Something else - I expected at least some N and P contamination from all that shrimp in such a volume of water. But there is none. If I don't fertilize the N and P drop to zero (tested with the best cheap aquarium test kits of course, hahah). In any case if I don't fertilize the plants exibit signs of deficiency. I thought that maybe the shrimp ingest a lot of bacteria with whatever they stuff in their mouths and that somehow this actually helps the breaking down of organics even more.

So my assumption is that actually shrimp are very beneficial for a planted (and probably not only) tank because they greatly aid in the breaking down of organic matter.

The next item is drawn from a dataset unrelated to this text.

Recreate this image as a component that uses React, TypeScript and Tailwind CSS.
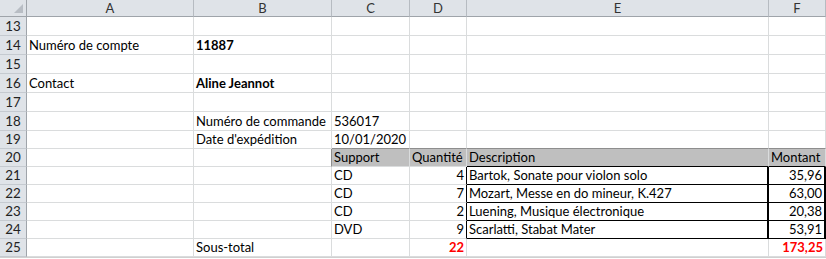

What do you think about my highly scientific observations?

--Nikolay


----------



## Praxx42 (Mar 4, 2005)

Well, you already know what *I* think about shrimp. 

They're like little horses, grazing 24/7. No wonder there's so little mulm and debris in a well-stocked shrimp tank. Just don't let them go hungry.


----------



## Piscesgirl (Feb 25, 2004)

I think those are very interesting observations. I don't see any mulm on top of my substrate, but there certainly is alot deep down (Eco Complete), but I overfeed and have snails too.


----------



## jrIL (Apr 23, 2005)

Interesting question. I have been wondering if a good supply of Crystal Red shrimp, if kept with a tank of say, Killifish would supply a regular supply of fresh food. I am course referring to the Killie's being able to eat the baby shrimp and a semi-regular basis.


----------



## Piscesgirl (Feb 25, 2004)

I'm quite sure the Killies will eat the adult shrimp as well, not something personally I would risk although I suppose an option for some. Quite an expensive food source, I'd say (at least now).


----------



## gnatster (Mar 6, 2004)

jrIL said:


> Interesting question. I have been wondering if a good supply of Crystal Red shrimp, if kept with a tank of say, Killifish would supply a regular supply of fresh food. I am course referring to the Killie's being able to eat the baby shrimp and a semi-regular basis.


Being as Crystal Reds are slow reproducers it would take a while to achieve a point were the fish would have enough to eat on a regular basis. If you were to experiment with this plan you would probably be better suited starting with a faster breeding shrimp, such as a Cherry Red.


----------